What to work on | Among the entries below, find the lines with "this" and copy them.
[BEGIN Materials provided]
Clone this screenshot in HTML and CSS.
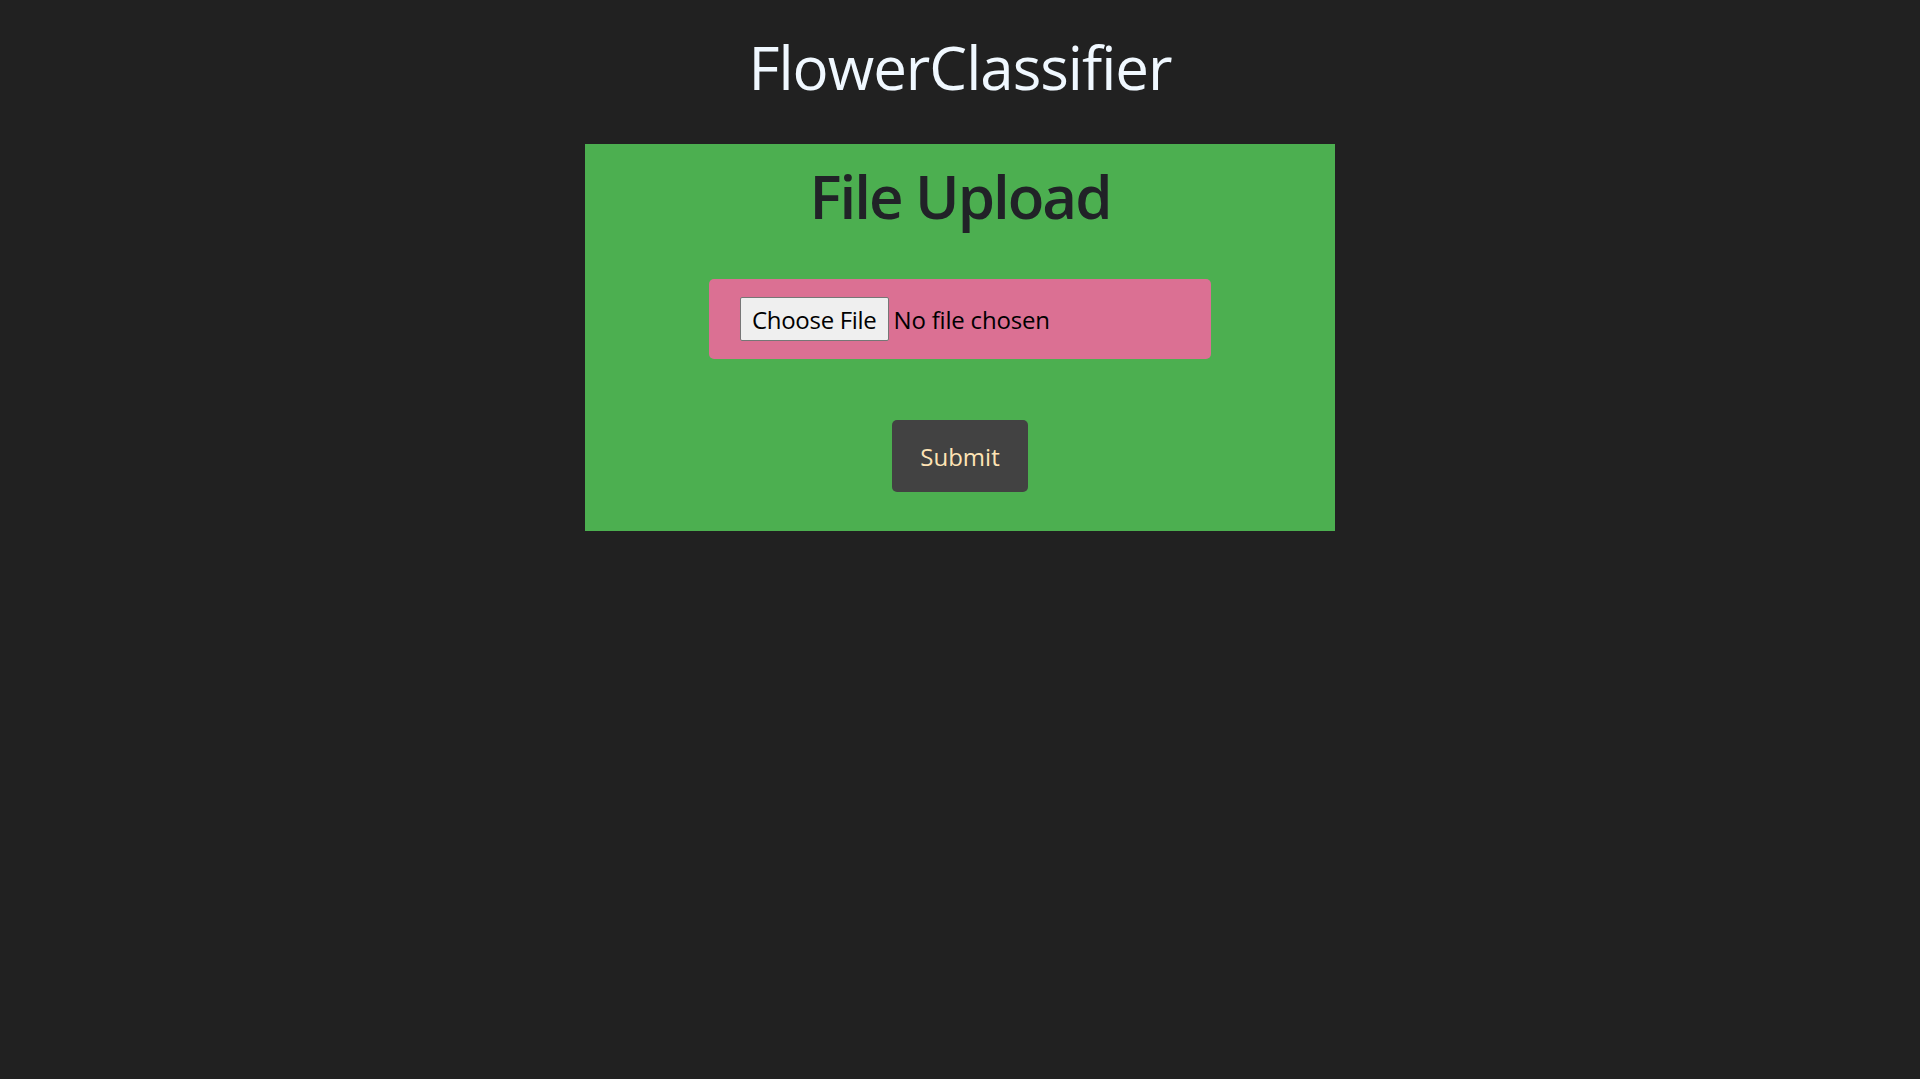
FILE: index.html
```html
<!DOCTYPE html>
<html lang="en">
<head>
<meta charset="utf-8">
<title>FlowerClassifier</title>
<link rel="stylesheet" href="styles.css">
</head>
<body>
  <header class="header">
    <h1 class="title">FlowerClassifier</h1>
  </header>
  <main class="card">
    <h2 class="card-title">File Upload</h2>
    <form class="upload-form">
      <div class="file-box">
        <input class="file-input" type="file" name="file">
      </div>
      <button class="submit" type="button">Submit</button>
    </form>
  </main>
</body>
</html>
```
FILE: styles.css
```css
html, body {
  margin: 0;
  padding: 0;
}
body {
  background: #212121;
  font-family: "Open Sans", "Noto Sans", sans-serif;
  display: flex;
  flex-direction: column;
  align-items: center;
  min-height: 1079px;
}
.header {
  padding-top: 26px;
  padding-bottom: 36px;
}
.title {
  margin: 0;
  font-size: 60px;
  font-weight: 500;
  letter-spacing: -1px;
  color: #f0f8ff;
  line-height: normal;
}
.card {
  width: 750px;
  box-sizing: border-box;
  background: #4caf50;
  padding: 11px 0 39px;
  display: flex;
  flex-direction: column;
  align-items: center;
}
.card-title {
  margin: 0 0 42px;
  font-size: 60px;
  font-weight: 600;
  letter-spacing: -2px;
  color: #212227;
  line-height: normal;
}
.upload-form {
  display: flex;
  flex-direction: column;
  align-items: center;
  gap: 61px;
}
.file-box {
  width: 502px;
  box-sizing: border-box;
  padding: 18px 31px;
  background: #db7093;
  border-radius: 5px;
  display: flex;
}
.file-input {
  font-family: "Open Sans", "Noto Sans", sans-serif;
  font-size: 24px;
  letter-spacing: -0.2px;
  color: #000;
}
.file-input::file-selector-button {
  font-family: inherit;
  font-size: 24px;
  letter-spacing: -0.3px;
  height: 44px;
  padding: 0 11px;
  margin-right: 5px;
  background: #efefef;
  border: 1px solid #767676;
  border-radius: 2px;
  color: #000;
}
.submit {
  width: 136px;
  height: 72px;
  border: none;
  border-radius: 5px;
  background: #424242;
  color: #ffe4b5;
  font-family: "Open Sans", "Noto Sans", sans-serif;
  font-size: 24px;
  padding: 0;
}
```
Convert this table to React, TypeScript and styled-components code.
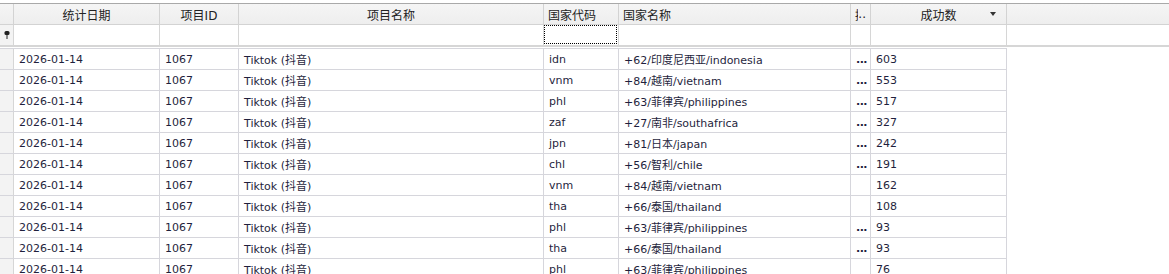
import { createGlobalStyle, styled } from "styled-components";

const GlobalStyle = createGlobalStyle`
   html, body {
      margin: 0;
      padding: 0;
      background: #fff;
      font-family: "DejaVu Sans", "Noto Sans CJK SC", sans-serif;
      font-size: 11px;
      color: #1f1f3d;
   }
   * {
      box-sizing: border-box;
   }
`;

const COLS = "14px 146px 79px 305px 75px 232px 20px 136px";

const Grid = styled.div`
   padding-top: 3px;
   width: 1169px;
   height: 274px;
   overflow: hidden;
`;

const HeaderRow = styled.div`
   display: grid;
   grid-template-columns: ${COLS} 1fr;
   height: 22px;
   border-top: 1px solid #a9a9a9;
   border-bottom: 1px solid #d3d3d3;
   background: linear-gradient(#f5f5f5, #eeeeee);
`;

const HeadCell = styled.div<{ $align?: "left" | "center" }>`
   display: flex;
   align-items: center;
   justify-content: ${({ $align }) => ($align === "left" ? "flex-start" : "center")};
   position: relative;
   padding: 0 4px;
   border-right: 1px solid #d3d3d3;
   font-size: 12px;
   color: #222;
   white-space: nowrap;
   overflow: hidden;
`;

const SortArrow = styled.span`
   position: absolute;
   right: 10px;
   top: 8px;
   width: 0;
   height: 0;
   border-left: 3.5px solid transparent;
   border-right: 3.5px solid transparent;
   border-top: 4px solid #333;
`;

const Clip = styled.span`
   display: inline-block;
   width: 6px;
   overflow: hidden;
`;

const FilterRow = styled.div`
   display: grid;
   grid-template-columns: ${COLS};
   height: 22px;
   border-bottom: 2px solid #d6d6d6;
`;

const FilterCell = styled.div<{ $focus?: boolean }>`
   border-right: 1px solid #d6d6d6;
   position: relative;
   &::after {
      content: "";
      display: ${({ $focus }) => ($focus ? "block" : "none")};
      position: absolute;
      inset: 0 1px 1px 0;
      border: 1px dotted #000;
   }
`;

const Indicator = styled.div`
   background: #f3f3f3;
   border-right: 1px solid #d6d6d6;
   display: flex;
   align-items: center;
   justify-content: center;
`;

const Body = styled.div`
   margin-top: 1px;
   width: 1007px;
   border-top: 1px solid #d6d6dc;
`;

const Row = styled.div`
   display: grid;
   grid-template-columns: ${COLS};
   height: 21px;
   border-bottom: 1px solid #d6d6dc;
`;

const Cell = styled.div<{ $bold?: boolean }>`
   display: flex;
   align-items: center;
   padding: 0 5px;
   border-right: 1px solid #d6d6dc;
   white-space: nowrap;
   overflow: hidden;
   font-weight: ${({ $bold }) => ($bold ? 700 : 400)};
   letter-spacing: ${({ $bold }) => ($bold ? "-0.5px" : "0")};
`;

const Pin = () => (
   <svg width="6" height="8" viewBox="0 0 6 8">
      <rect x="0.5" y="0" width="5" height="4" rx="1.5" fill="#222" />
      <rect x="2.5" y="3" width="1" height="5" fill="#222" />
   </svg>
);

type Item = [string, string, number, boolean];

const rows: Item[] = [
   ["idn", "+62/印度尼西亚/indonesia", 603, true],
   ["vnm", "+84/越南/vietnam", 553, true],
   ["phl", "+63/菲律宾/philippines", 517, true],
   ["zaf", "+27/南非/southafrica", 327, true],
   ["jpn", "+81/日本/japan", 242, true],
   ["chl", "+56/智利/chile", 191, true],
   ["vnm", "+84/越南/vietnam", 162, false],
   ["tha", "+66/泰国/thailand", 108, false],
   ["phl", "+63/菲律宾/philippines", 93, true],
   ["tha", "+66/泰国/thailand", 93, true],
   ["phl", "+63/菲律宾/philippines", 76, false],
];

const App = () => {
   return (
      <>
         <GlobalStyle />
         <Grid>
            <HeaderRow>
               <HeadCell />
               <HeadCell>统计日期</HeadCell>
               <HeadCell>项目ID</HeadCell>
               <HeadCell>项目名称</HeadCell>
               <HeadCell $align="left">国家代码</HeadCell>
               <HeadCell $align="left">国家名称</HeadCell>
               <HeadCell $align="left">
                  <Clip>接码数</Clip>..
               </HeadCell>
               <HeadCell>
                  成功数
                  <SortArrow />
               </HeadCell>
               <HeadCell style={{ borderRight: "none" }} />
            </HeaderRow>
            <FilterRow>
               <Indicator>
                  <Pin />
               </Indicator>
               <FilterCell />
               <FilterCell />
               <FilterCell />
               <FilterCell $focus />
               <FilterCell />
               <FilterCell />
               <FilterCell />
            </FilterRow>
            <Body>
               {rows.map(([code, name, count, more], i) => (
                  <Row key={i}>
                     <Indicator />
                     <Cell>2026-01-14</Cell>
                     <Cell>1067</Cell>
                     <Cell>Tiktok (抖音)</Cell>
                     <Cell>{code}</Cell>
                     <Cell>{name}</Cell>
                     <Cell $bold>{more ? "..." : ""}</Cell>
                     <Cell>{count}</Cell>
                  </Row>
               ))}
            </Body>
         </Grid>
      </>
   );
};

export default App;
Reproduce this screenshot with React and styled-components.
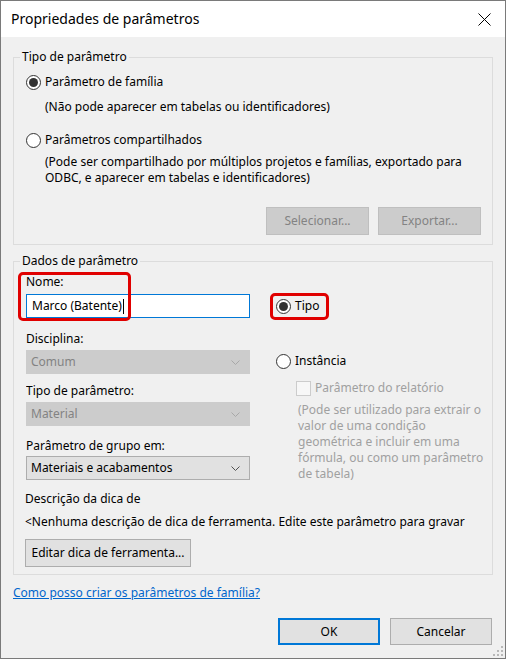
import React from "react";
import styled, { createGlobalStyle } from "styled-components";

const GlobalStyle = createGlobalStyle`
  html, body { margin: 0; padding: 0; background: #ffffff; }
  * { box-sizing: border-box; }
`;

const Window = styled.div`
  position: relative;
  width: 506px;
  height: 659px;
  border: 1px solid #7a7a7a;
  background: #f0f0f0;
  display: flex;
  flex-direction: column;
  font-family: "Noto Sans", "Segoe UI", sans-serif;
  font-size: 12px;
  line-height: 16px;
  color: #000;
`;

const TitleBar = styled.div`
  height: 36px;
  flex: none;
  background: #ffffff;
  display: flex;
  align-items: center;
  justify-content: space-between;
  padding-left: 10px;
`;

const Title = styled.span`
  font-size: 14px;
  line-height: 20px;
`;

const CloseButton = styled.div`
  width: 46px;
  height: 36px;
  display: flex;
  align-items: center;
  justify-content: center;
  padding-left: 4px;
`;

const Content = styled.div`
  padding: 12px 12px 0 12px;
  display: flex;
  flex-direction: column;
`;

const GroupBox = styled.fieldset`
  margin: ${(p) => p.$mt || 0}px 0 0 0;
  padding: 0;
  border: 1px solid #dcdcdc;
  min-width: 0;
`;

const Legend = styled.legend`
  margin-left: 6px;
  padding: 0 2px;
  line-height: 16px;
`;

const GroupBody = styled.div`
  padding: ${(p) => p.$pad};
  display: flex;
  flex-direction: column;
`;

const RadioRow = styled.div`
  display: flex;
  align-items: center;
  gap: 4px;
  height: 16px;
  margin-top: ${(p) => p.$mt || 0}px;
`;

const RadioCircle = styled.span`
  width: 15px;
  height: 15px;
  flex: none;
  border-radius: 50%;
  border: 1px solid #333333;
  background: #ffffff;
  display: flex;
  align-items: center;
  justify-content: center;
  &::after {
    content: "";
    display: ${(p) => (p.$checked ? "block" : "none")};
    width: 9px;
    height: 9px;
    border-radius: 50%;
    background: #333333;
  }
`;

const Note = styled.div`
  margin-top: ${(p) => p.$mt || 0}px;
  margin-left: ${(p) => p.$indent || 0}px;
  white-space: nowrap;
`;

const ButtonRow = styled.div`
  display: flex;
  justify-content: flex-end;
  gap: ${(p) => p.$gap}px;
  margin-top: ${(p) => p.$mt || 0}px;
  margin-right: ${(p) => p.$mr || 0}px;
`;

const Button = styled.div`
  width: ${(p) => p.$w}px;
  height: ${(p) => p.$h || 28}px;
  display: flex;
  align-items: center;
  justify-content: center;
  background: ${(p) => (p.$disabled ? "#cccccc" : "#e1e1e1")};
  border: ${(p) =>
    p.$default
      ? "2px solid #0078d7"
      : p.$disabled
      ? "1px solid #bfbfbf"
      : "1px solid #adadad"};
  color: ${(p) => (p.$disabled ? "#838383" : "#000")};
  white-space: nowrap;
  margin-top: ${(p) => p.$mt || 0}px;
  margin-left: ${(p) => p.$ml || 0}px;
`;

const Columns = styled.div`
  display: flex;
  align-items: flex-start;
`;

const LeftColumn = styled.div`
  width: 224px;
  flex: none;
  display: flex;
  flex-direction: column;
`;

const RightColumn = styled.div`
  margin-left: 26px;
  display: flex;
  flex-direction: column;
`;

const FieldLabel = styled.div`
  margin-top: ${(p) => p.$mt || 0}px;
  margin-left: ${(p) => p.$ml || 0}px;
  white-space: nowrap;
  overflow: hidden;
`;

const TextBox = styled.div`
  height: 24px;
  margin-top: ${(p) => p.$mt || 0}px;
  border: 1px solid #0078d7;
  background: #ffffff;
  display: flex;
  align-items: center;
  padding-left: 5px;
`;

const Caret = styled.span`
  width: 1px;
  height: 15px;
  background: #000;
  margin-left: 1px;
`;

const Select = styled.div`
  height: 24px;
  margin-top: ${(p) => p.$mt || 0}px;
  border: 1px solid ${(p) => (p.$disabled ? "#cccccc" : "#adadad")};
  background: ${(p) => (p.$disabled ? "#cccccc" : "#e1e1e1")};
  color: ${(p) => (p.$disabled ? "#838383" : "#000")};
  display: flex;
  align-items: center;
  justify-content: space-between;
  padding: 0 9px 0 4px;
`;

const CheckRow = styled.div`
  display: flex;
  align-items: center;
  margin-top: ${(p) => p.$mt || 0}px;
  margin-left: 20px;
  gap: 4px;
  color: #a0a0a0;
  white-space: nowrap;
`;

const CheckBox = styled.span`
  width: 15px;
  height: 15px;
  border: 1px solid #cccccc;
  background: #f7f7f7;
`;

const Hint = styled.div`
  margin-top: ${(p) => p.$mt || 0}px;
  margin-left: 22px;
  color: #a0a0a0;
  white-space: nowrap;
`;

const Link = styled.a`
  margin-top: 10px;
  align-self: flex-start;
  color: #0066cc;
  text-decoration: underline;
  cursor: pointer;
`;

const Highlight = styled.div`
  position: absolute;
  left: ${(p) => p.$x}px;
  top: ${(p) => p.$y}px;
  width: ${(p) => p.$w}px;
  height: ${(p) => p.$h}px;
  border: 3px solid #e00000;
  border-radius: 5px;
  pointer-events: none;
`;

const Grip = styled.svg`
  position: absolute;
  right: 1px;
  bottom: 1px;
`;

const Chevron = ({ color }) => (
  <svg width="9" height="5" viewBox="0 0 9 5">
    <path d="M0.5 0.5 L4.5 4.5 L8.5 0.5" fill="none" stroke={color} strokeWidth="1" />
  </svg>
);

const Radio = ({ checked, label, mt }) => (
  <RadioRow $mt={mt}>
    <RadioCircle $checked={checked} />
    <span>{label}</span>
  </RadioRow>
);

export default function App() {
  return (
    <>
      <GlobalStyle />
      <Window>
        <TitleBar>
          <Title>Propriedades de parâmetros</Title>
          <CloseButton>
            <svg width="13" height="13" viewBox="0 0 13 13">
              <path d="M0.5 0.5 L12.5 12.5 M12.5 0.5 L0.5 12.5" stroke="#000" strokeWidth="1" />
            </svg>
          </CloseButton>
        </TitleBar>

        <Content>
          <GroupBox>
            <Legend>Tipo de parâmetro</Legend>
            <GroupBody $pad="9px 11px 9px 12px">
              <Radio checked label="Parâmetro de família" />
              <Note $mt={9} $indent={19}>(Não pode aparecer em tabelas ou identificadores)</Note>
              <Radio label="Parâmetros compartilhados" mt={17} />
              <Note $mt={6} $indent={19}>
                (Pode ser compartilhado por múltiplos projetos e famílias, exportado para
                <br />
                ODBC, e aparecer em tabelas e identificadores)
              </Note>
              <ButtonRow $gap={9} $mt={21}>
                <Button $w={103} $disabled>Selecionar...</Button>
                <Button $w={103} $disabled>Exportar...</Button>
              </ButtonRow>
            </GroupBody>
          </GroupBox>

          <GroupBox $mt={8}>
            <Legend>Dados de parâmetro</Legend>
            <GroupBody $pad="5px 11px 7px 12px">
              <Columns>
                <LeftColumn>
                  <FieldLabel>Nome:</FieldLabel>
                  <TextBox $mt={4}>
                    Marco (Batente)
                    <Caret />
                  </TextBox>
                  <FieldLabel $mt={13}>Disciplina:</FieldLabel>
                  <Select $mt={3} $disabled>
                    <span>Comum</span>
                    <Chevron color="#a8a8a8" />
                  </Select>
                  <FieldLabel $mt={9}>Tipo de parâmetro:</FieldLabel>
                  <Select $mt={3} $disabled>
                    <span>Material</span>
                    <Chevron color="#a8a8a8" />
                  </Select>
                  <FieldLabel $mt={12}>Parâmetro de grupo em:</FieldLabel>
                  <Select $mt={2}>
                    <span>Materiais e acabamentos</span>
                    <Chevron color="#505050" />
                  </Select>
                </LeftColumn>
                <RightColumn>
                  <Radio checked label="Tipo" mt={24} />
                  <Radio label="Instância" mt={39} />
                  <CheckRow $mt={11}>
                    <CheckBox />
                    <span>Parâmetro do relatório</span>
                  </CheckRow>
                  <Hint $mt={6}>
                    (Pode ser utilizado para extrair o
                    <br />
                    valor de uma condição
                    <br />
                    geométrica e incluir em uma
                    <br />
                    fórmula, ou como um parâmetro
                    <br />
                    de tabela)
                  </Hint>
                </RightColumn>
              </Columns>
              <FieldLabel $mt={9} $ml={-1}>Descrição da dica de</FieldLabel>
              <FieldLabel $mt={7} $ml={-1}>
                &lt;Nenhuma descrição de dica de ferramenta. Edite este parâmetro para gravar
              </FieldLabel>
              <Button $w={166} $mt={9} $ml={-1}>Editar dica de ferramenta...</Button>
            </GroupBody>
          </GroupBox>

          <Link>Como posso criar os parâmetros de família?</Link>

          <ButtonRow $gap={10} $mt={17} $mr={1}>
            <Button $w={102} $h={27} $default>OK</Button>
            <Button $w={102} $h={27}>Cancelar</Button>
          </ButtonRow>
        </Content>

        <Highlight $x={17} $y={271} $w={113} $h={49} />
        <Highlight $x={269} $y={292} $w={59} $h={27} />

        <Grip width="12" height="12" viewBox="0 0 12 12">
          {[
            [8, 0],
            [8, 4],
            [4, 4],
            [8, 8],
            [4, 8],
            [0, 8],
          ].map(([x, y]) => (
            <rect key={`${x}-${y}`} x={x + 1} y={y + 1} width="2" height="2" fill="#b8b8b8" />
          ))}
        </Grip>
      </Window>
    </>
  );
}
[END Materials provided]
Worked solution |
Clone this screenshot in HTML and CSS.
Convert this table to React, TypeScript and styled-components code.
Reproduce this screenshot with React and styled-components.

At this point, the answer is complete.